◆ **SOURCE MATERIAL**
━━━
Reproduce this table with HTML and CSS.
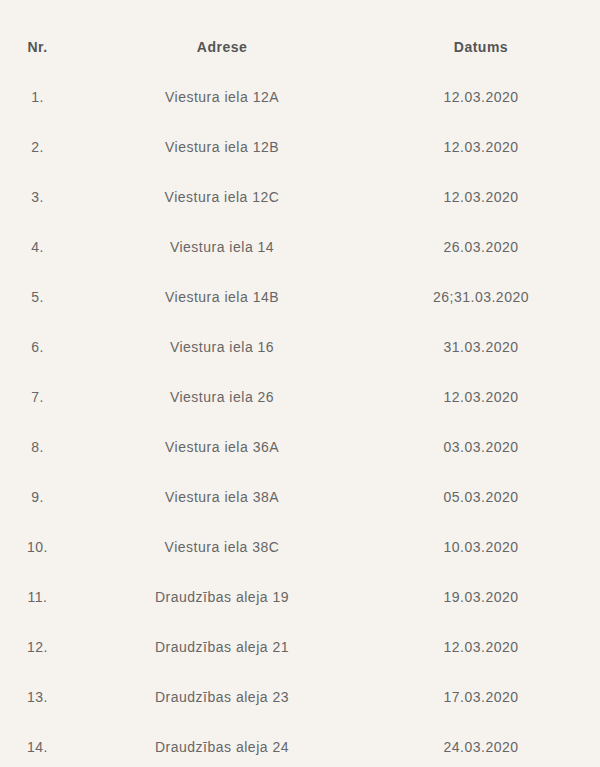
FILE: index.html
```html
<!DOCTYPE html>
<html lang="lv">
<head>
<meta charset="utf-8">
<link rel="stylesheet" href="styles.css">
</head>
<body>
<table class="list">
  <thead>
    <tr><th class="c-nr">Nr.</th><th class="c-addr">Adrese</th><th class="c-date">Datums</th></tr>
  </thead>
  <tbody>
    <tr><td>1.</td><td>Viestura iela 12A</td><td>12.03.2020</td></tr>
    <tr><td>2.</td><td>Viestura iela 12B</td><td>12.03.2020</td></tr>
    <tr><td>3.</td><td>Viestura iela 12C</td><td>12.03.2020</td></tr>
    <tr><td>4.</td><td>Viestura iela 14</td><td>26.03.2020</td></tr>
    <tr><td>5.</td><td>Viestura iela 14B</td><td>26;31.03.2020</td></tr>
    <tr><td>6.</td><td>Viestura iela 16</td><td>31.03.2020</td></tr>
    <tr><td>7.</td><td>Viestura iela 26</td><td>12.03.2020</td></tr>
    <tr><td>8.</td><td>Viestura iela 36A</td><td>03.03.2020</td></tr>
    <tr><td>9.</td><td>Viestura iela 38A</td><td>05.03.2020</td></tr>
    <tr><td>10.</td><td>Viestura iela 38C</td><td>10.03.2020</td></tr>
    <tr><td>11.</td><td>Draudzības aleja 19</td><td>19.03.2020</td></tr>
    <tr><td>12.</td><td>Draudzības aleja 21</td><td>12.03.2020</td></tr>
    <tr><td>13.</td><td>Draudzības aleja 23</td><td>17.03.2020</td></tr>
    <tr><td>14.</td><td>Draudzības aleja 24</td><td>24.03.2020</td></tr>
  </tbody>
</table>
</body>
</html>
```
FILE: styles.css
```css
html, body {
  margin: 0;
  padding: 0;
  background: #f6f3ef;
}
body {
  font-family: "Liberation Sans", Arial, sans-serif;
  font-size: 14px;
  letter-spacing: 0.5px;
  color: #666;
  padding-top: 22px;
}
.list {
  border-collapse: collapse;
  table-layout: fixed;
  width: 593px;
}
.list th, .list td {
  height: 50px;
  padding: 0;
  text-align: center;
  vertical-align: middle;
}
.list th {
  font-weight: bold;
  color: #555;
}
.c-nr { width: 75px; }
.c-addr { width: 294px; }
.c-date { width: 224px; }
```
━━━
◆ **AIM OF THE TASK**
Tally every line of the listing that holds the string "table", then give the number by itself.

◆ **CORRECT OUTPUT**
4